So how do you psychoanalyze someone who isn’t there? If all you’ve got is a bad taste in your mouth from years past, a resistance to deal, and two books? And what if those two books are “Zen and the Art of Motorcycle Maintenance” and “Old Man and the Sea”? What conclusions could you draw?

I’m thinking we’ve got to dig into these books.

Consider the first. Zen tells me that we’re dealing with severe repression. The fact that the main character suffers from split personality and that the good half might in fact be the repressed half. Hard to say exactly, but it seems then that the psychoanalyst would say that my subject is suggesting from the subconcious level the actual condition. The guise would be the surface level distractors: zen, motorcycles, the question of quality, good literature, etc. What seems to be lacking is the 50k volt destruction of the condition.

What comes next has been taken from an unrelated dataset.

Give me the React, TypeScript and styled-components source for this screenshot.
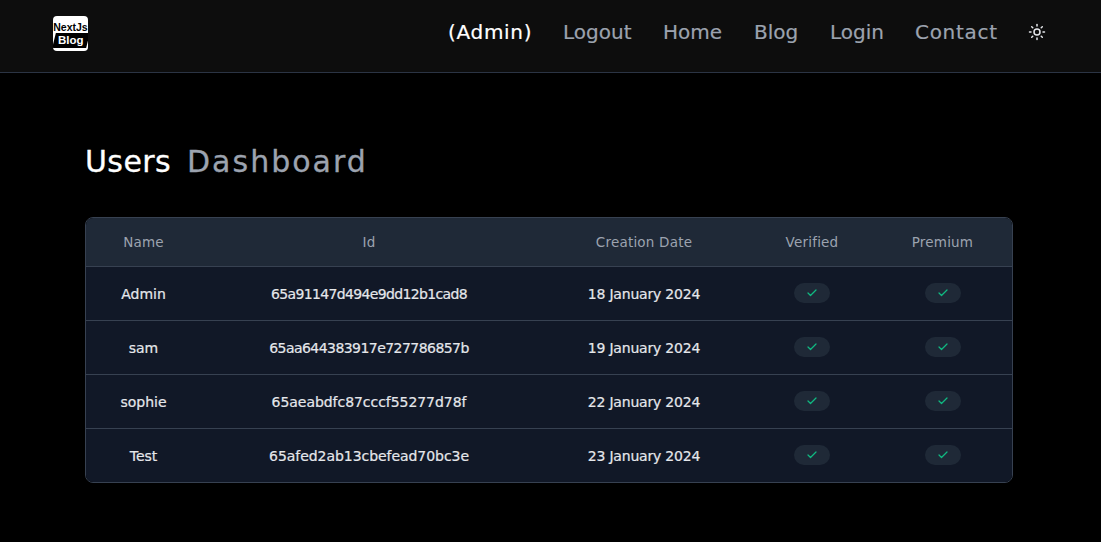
import React from "react";
import styled, { createGlobalStyle } from "styled-components";
import { Check, Sun } from "lucide-react";

const GlobalStyle = createGlobalStyle`
  html, body {
    margin: 0;
    padding: 0;
    background: #000;
    font-family: "DejaVu Sans", "Open Sans", sans-serif;
  }
`;

const Page = styled.div`
  width: 1101px;
  height: 542px;
  overflow: hidden;
  background: #000;
`;

const Header = styled.header`
  height: 72px;
  display: flex;
  align-items: center;
  justify-content: space-between;
  padding: 0 55px 0 53px;
  background: #0d0d0d;
  border-bottom: 1px solid #2b3444;
`;

const Logo = styled.div`
  width: 35px;
  height: 35px;
  margin-bottom: 5px;
  padding-top: 6px;
  box-sizing: border-box;
  border-radius: 4px;
  background: #fff;
  display: flex;
  flex-direction: column;
  align-items: center;
  font-family: "Liberation Sans", sans-serif;
  font-weight: 700;
  color: #000;
  overflow: hidden;
`;

const LogoTop = styled.span`
  font-size: 10.5px;
  line-height: 10px;
  white-space: nowrap;
`;

const LogoBottom = styled.span`
  margin-top: 1px;
  background: #000;
  color: #fff;
  font-size: 11.5px;
  line-height: 15px;
  height: 15px;
  padding: 0 4px;
  transform: skewX(-14deg);
  white-space: nowrap;
`;

const LogoBottomText = styled.span`
  display: inline-block;
  transform: skewX(14deg);
`;

const Nav = styled.nav`
  display: flex;
  align-items: center;
  height: 72px;
  padding-bottom: 8px;
  box-sizing: border-box;
`;

const NavItem = styled.a<{ $active?: boolean; $w: number; $ls: number }>`
  width: ${(p) => p.$w}px;
  margin-right: 32px;
  white-space: nowrap;
  font-size: 20px;
  line-height: 30px;
  letter-spacing: ${(p) => p.$ls}px;
  -webkit-text-stroke: 0.2px currentColor;
  color: ${(p) => (p.$active ? "#fff" : "#9ca3af")};
`;

const ThemeButton = styled.button`
  border: 0;
  padding: 0;
  width: 18px;
  height: 18px;
  display: flex;
  background: transparent;
  color: #e5e7eb;
`;

const Main = styled.main`
  padding: 68px 88px 0 85px;
`;

const Title = styled.h1`
  margin: 0 0 34px;
  display: flex;
  gap: 16px;
  font-size: 30px;
  line-height: 42px;
  font-weight: 400;
  letter-spacing: 0.4px;
  -webkit-text-stroke: 0.3px currentColor;
  color: #fff;
`;

const TitleMuted = styled.span`
  letter-spacing: 2px;
  color: #9ca3af;
`;

const TableFrame = styled.div`
  border: 1px solid #374151;
  border-radius: 8px;
  overflow: hidden;
`;

const Table = styled.table`
  width: 100%;
  border-collapse: collapse;
  table-layout: fixed;
  font-size: 14px;
  line-height: 20px;
`;

const HeadCell = styled.th<{ $w: number }>`
  width: ${(p) => p.$w}px;
  height: 48px;
  padding: 0;
  background: #1f2937;
  color: #9ca3af;
  font-weight: 400;
  font-size: 13.5px;
  letter-spacing: 0.2px;
  text-align: center;
`;

const Row = styled.tr`
  border-top: 1px solid #374151;
  background: #111827;
`;

const Cell = styled.td<{ $ls?: number }>`
  height: 53px;
  padding: 0;
  color: #e5e7eb;
  letter-spacing: ${(p) => p.$ls ?? 0}px;
  -webkit-text-stroke: 0.2px currentColor;
  text-align: center;
  white-space: nowrap;
`;

const Badge = styled.span`
  display: inline-flex;
  align-items: center;
  justify-content: center;
  width: 36px;
  height: 20px;
  margin-bottom: 2px;
  vertical-align: middle;
  border-radius: 10px;
  background: #1f2937;
  color: #10b981;
`;

const navItems = [
  { label: "(Admin)", w: 83, ls: 0.7, active: true },
  { label: "Logout", w: 68, ls: 0 },
  { label: "Home", w: 59, ls: 0 },
  { label: "Blog", w: 44, ls: 0 },
  { label: "Login", w: 53, ls: 0 },
  { label: "Contact", w: 81, ls: 0.7 },
];

const columns = [
  { label: "Name", w: 115 },
  { label: "Id", w: 336 },
  { label: "Creation Date", w: 214 },
  { label: "Verified", w: 122 },
  { label: "Premium", w: 139 },
];

const users = [
  { name: "Admin", id: "65a91147d494e9dd12b1cad8", idLs: -0.65, date: "18 January 2024" },
  { name: "sam", id: "65aa644383917e727786857b", idLs: -0.55, date: "19 January 2024" },
  { name: "sophie", id: "65aeabdfc87cccf55277d78f", idLs: -0.05, date: "22 January 2024" },
  { name: "Test", id: "65afed2ab13cbefead70bc3e", idLs: -0.05, date: "23 January 2024" },
];

const CheckBadge = () => (
  <Badge>
    <Check size={12} strokeWidth={2.5} />
  </Badge>
);

export default function App() {
  return (
    <Page>
      <GlobalStyle />
      <Header>
        <Logo>
          <LogoTop>NextJs</LogoTop>
          <LogoBottom>
            <LogoBottomText>Blog</LogoBottomText>
          </LogoBottom>
        </Logo>
        <Nav>
          {navItems.map((item) => (
            <NavItem key={item.label} $active={item.active} $w={item.w} $ls={item.ls}>
              {item.label}
            </NavItem>
          ))}
          <ThemeButton>
            <Sun size={18} strokeWidth={2} />
          </ThemeButton>
        </Nav>
      </Header>
      <Main>
        <Title>
          Users <TitleMuted>Dashboard</TitleMuted>
        </Title>
        <TableFrame>
          <Table>
            <thead>
              <tr>
                {columns.map((c) => (
                  <HeadCell key={c.label} $w={c.w}>
                    {c.label}
                  </HeadCell>
                ))}
              </tr>
            </thead>
            <tbody>
              {users.map((u) => (
                <Row key={u.id}>
                  <Cell>{u.name}</Cell>
                  <Cell $ls={u.idLs}>{u.id}</Cell>
                  <Cell $ls={-0.2}>{u.date}</Cell>
                  <Cell>
                    <CheckBadge />
                  </Cell>
                  <Cell>
                    <CheckBadge />
                  </Cell>
                </Row>
              ))}
            </tbody>
          </Table>
        </TableFrame>
      </Main>
    </Page>
  );
}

Moving on to Hemingway. It seems to be rather vague. Even if I consider it within the context of the first book, all I can come up with (and this is very loose) that the subconcious repressed good personality has tried to emerge, but no longer has the capactity to do so. Seems to make sense.

And when I said psychoanalyst I don’t mean to suggest I’m going to get into the whole castration issue. It seems pointless and I already think that Freud is nuts enough, stuck on the issue of sexuality when raw human desire is much more at the forefront (just not as immediately appealing).

From here, I don’t know where I will go. But I think it was good for me to get it down, regardless of who actually understands what I’m doing. This is important, and it has to be done eventually.